* **Exercise brief**:
Keep only the lines where "React" appears.
⁂
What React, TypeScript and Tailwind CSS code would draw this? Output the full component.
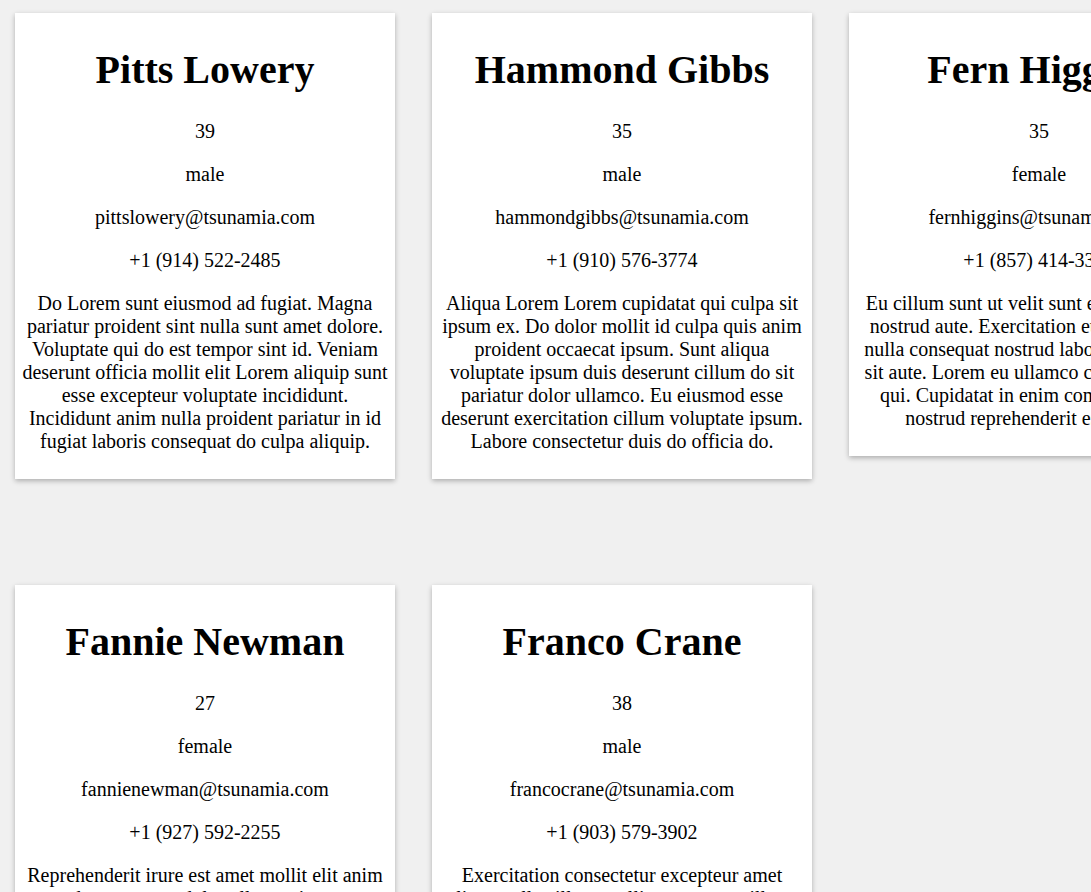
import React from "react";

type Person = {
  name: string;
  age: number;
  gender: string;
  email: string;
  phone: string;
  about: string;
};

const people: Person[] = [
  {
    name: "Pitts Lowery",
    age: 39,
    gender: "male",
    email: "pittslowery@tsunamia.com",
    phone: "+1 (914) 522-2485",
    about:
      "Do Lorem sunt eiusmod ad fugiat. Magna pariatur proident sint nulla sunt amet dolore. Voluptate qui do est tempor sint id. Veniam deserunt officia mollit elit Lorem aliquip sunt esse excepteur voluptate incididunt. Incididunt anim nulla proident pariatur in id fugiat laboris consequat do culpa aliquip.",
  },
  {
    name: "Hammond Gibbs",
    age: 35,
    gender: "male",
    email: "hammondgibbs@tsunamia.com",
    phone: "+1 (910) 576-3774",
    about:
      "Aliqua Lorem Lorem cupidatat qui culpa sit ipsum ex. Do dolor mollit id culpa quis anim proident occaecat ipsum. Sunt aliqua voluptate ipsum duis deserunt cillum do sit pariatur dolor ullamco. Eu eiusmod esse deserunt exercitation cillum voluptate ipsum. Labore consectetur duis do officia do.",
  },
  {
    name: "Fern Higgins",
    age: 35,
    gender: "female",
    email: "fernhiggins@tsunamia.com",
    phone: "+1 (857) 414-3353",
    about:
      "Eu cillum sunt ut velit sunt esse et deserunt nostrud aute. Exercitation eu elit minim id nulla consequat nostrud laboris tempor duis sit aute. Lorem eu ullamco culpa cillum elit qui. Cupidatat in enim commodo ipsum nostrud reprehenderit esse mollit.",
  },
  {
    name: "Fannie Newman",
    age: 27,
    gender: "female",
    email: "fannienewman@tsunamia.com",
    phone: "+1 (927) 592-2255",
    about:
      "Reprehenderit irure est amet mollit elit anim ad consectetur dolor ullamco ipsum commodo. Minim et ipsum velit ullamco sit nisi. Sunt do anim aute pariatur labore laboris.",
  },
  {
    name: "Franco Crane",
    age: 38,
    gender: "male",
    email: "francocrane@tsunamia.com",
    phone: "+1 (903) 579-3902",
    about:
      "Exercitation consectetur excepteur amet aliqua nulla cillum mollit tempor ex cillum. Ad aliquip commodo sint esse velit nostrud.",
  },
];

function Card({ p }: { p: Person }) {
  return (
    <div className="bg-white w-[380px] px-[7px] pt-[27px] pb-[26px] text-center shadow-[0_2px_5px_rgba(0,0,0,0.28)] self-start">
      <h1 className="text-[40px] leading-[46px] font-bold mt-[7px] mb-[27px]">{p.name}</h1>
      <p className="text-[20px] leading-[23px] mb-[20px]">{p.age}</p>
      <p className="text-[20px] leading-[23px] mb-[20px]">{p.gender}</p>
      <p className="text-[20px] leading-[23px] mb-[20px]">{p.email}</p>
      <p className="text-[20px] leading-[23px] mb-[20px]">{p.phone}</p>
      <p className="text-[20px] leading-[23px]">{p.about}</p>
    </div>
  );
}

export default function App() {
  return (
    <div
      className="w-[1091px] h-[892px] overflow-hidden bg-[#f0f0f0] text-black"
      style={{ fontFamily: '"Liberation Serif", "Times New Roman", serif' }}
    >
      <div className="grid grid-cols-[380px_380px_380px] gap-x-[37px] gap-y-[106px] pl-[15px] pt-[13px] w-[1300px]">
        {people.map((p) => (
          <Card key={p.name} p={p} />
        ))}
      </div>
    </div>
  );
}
⁂
* **Exercise result**:
What React, TypeScript and Tailwind CSS code would draw this? Output the full component.
import React from "react";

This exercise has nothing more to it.